More than four years ago the University of Hawaii athletic department commissioned a “what if” architectural study and master plan for its lower campus area to glimpse what the future might hold as its part of a broader, school-wide 2050 effort.
Fast forward to today as UH attempts to retrofit the Clarence T.C. Ching Athletic Complex to be a suitable venue for its football team and attract fans for the 2021 season — and who knows how many more seasons beyond.
Whether through prescience or pure good fortune, suddenly, the “future” might not look so far off after all. And “what if?” might be replaced by “hey, why not?”
For all the short term scrambling that the shuttering of decaying Aloha Stadium has wrought, the long- term view might be welcomed for the opportunities it provides well beyond just the Ching Complex in football season.
What UH did back then was ask students in the School of Architecture to create a master plan for the lower campus area as part of their 2017 senior thesis. There was apparently enough food for thought that emerged from the proof-of-concepts athletics master planning, UH has said, that “funding from the Legislature for proposed design work” was secured.
An area of focus for the 2017 studies, UH officials have said, is just a shanked punt or two away from the Ching Complex, land primarily along the sides of Lower Campus Road, the thoroughfare that runs from Dole Street past the Stan Sheriff Center and Les Murakami Stadium to the Old Waialae Gate.

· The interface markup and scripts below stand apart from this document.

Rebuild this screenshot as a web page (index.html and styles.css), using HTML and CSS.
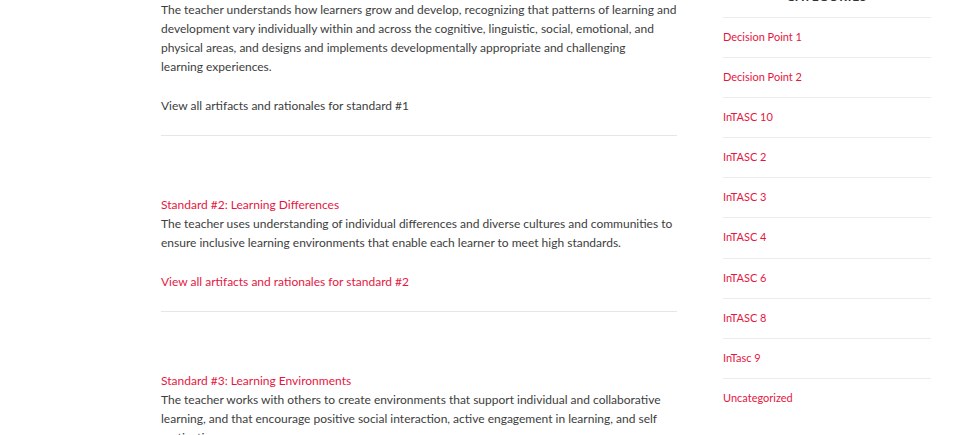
FILE: index.html
```html
<!DOCTYPE html>
<html lang="en">
<head>
  <meta charset="UTF-8">
  <meta name="viewport" content="width=device-width, initial-scale=1.0">
  <title>InTASC Standards</title>
  <link rel="stylesheet" href="styles.css">
</head>
<body>
  <div class="page">
    <main class="content">
      <section class="standard">
        <a class="standard-title" href="#">Standard #1: Learner Development</a>
        <p>The teacher understands how learners grow and develop, recognizing that patterns of learning and development vary individually within and across the cognitive, linguistic, social, emotional, and physical areas, and designs and implements developmentally appropriate and challenging learning&nbsp;experiences.</p>
        <p class="view-all"><a class="visited" href="#">View all artifacts and rationales for standard #1</a></p>
      </section>

      <section class="standard">
        <a class="standard-title" href="#">Standard #2: Learning Differences</a>
        <p>The teacher uses understanding of individual differences and diverse cultures and communities to ensure inclusive learning environments that enable each learner to meet high standards.</p>
        <p class="view-all"><a href="#">View all artifacts and rationales for standard #2</a></p>
      </section>

      <section class="standard">
        <a class="standard-title" href="#">Standard #3: Learning Environments</a>
        <p>The teacher works with others to create environments that support individual and collaborative learning, and that encourage positive social interaction, active engagement in learning, and self motivation.</p>
        <p class="view-all"><a href="#">View all artifacts and rationales for standard #3</a></p>
      </section>
    </main>

    <aside class="sidebar">
      <h2 class="widget-title">Categories</h2>
      <ul class="cat-list">
        <li><a href="#">Decision Point 1</a></li>
        <li><a href="#">Decision Point 2</a></li>
        <li><a href="#">InTASC 10</a></li>
        <li><a href="#">InTASC 2</a></li>
        <li><a href="#">InTASC 3</a></li>
        <li><a href="#">InTASC 4</a></li>
        <li><a href="#">InTASC 6</a></li>
        <li><a href="#">InTASC 8</a></li>
        <li><a href="#">InTasc 9</a></li>
        <li><a href="#">Uncategorized</a></li>
      </ul>
    </aside>
  </div>
</body>
</html>
```
FILE: styles.css
```css
body {
  margin: 0;
  font-family: Lato, "Liberation Sans", sans-serif;
  color: #3d3d3d;
  background: #fff;
  overflow: hidden;
}
a {
  color: #e5173f;
  text-decoration: none;
}
.page {
  display: grid;
  grid-template-columns: 516px 208px;
  column-gap: 46px;
  padding-left: 161px;
  margin-top: -19px;
}
.content {
  font-size: 12px;
  line-height: 19px;
}
.standard {
  padding: 59px 0 20.5px;
  border-bottom: 1px solid #e6e6e6;
}
.standard:first-child {
  padding-top: 0;
}
.standard-title {
  display: block;
}
.standard p {
  margin: 0;
}
.standard .view-all {
  margin-top: 19.5px;
}
.view-all a.visited {
  color: #3d3d3d;
}
.sidebar {
  font-size: 11px;
}
.widget-title {
  margin: 6px 0 10px;
  font-size: 12px;
  line-height: 20px;
  font-weight: 700;
  letter-spacing: 0.8px;
  text-transform: uppercase;
  text-align: center;
  color: #333;
}
.cat-list {
  list-style: none;
  margin: 0;
  padding: 0;
}
.cat-list li {
  border-top: 1px solid #ececec;
  padding: 11px 0 13.1px;
  line-height: 15px;
}
```
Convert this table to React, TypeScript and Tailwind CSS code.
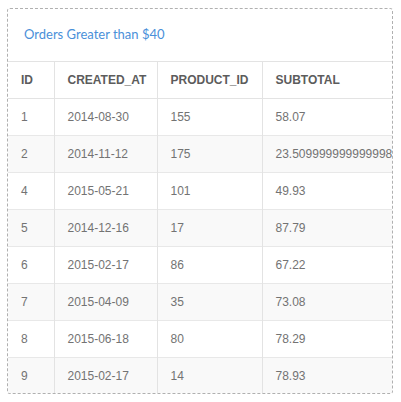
const rows = [
  ["1", "2014-08-30", "155", "58.07"],
  ["2", "2014-11-12", "175", "23.509999999999998"],
  ["4", "2015-05-21", "101", "49.93"],
  ["5", "2014-12-16", "17", "87.79"],
  ["6", "2015-02-17", "86", "67.22"],
  ["7", "2015-04-09", "35", "73.08"],
  ["8", "2015-06-18", "80", "78.29"],
  ["9", "2015-02-17", "14", "78.93"],
];

const cols = ["ID", "CREATED_AT", "PRODUCT_ID", "SUBTOTAL"];
const widths = ["w-[46px]", "w-[103px]", "w-[105px]", "w-[200px]"];

export default function App() {
  return (
    <div className="h-[402px] w-[401px] bg-white pl-[7px] pt-[8px]">
      <div className="h-[386px] w-[386px] overflow-hidden rounded-[3px] border border-dashed border-[#b0b0b0] bg-white">
        <div className="flex h-[52px] items-center pl-4 font-['Lato','Open_Sans',sans-serif] text-[13px] text-[#4a90d9]">
          Orders Greater than $40
        </div>
        <table className="w-[454px] table-fixed border-collapse font-['Liberation_Sans',Arial,sans-serif]">
          <thead>
            <tr className="h-[37px] border-t border-b border-[#e3e3e3]">
              {cols.map((c, i) => (
                <th
                  key={c}
                  className={`${widths[i]} border-r border-[#e3e3e3] pl-[13px] text-left text-[12px] font-bold text-[#5c5c5c]`}
                >
                  {c}
                </th>
              ))}
            </tr>
          </thead>
          <tbody>
            {rows.map((r, ri) => (
              <tr
                key={ri}
                className={`h-[37px] border-b border-[#e8e8e8] ${ri % 2 === 1 ? "bg-[#f9f9f9]" : "bg-white"}`}
              >
                {r.map((v, ci) => (
                  <td
                    key={ci}
                    className="whitespace-nowrap border-r border-[#e3e3e3] pl-[13px] text-[12px] font-normal text-[#737373]"
                  >
                    {v}
                  </td>
                ))}
              </tr>
            ))}
          </tbody>
        </table>
      </div>
    </div>
  );
}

Officially part of the Makai Campus, an 88-acre parcel below Dole Street and bounded by the H-1 Freeway, it is notable for its hodgepodge of development. But ever since the school acquired the land in 1953 it has been largely known as the “Quarry” — a reference to the excavation of construction material that existed there between 1889 and 1950.
Much of the lower part includes ROTC classrooms and a string of offices in the creaky so-called “portable” wooden structures, some of which have been rooted in place for more than 45 years.
Or, as UH President David Lassner has put it, “since statehood.”
It is a parcel UH has long sought to see plowed under and replaced by various types of development not only to better bind the upper and lower campuses but to further engage with the community and produce revenue. Only there has been no pressing need to tie in with asking for the money.
But the dilapidation of Aloha Stadium and questions about when its replacement might finally rise in Halawa has given UH reason to dust off those studies and maybe a case to argue.
“I think the lower campus can benefit from a new, fresh look,” Lassner told the Board of Regents in 2017. “I think it has developed fairly ad hoc over many decades, much like the university, and I’m wide open to seeing what could be done.”
In 2017, Matlin said, “It is an academic exercise for the students that might have some applications for us. They don’t have the constraints that we sometimes have, so they are really able to think outside the box. It is something, I think, we need to do more of.”
Depending on how things proceed from here, don’t bet against UH trying to realize some of its “future” sooner than 2050.